* What is asked
Restate word for word the lines that begin the listing and end with the line holding "w-full resize-none border".

+ + + + +

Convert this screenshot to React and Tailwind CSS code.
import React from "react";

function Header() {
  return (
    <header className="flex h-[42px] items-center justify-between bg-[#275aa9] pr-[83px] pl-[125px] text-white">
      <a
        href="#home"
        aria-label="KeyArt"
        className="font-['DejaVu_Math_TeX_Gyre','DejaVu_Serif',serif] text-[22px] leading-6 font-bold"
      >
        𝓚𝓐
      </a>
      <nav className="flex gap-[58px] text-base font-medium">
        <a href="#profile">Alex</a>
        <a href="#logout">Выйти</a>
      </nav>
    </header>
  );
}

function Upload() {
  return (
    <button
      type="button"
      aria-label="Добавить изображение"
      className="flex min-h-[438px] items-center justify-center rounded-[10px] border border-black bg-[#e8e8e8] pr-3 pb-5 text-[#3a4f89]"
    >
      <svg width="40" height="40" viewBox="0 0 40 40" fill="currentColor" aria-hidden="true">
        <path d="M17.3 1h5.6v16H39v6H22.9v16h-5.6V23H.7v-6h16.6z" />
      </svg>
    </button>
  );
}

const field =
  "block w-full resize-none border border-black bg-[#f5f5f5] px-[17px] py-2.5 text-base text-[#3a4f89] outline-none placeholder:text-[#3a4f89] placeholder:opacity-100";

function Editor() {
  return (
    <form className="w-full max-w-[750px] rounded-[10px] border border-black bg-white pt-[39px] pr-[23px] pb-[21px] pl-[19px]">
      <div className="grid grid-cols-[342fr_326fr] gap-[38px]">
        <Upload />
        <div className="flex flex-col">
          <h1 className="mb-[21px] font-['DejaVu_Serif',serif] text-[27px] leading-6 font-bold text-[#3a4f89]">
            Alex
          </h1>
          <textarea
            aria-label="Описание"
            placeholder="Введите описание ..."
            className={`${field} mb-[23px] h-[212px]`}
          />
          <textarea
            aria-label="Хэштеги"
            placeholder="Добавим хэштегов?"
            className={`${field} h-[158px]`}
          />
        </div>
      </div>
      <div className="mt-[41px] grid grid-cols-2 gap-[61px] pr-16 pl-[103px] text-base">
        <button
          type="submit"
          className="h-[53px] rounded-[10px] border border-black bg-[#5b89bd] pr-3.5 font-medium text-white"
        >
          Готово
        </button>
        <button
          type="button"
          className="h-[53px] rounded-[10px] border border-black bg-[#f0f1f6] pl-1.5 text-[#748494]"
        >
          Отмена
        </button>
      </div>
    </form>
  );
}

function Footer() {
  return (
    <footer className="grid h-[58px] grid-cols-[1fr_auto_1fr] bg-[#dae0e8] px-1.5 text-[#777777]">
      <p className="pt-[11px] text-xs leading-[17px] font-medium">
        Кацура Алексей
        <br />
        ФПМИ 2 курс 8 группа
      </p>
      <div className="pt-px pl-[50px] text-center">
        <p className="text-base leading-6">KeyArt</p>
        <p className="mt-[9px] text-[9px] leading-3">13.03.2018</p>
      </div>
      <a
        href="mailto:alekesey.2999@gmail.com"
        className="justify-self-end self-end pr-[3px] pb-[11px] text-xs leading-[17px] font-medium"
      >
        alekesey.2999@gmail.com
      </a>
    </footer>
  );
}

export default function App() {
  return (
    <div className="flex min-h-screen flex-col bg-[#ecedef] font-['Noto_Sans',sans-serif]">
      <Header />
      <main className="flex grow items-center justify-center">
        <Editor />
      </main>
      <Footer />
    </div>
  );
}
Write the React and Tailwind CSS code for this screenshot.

+ + + + +

* Answer
Convert this screenshot to React and Tailwind CSS code.
import React from "react";

function Header() {
  return (
    <header className="flex h-[42px] items-center justify-between bg-[#275aa9] pr-[83px] pl-[125px] text-white">
      <a
        href="#home"
        aria-label="KeyArt"
        className="font-['DejaVu_Math_TeX_Gyre','DejaVu_Serif',serif] text-[22px] leading-6 font-bold"
      >
        𝓚𝓐
      </a>
      <nav className="flex gap-[58px] text-base font-medium">
        <a href="#profile">Alex</a>
        <a href="#logout">Выйти</a>
      </nav>
    </header>
  );
}

function Upload() {
  return (
    <button
      type="button"
      aria-label="Добавить изображение"
      className="flex min-h-[438px] items-center justify-center rounded-[10px] border border-black bg-[#e8e8e8] pr-3 pb-5 text-[#3a4f89]"
    >
      <svg width="40" height="40" viewBox="0 0 40 40" fill="currentColor" aria-hidden="true">
        <path d="M17.3 1h5.6v16H39v6H22.9v16h-5.6V23H.7v-6h16.6z" />
      </svg>
    </button>
  );
}

const field =
  "block w-full resize-none border border-black bg-[#f5f5f5] px-[17px] py-2.5 text-base text-[#3a4f89] outline-none placeholder:text-[#3a4f89] placeholder:opacity-100";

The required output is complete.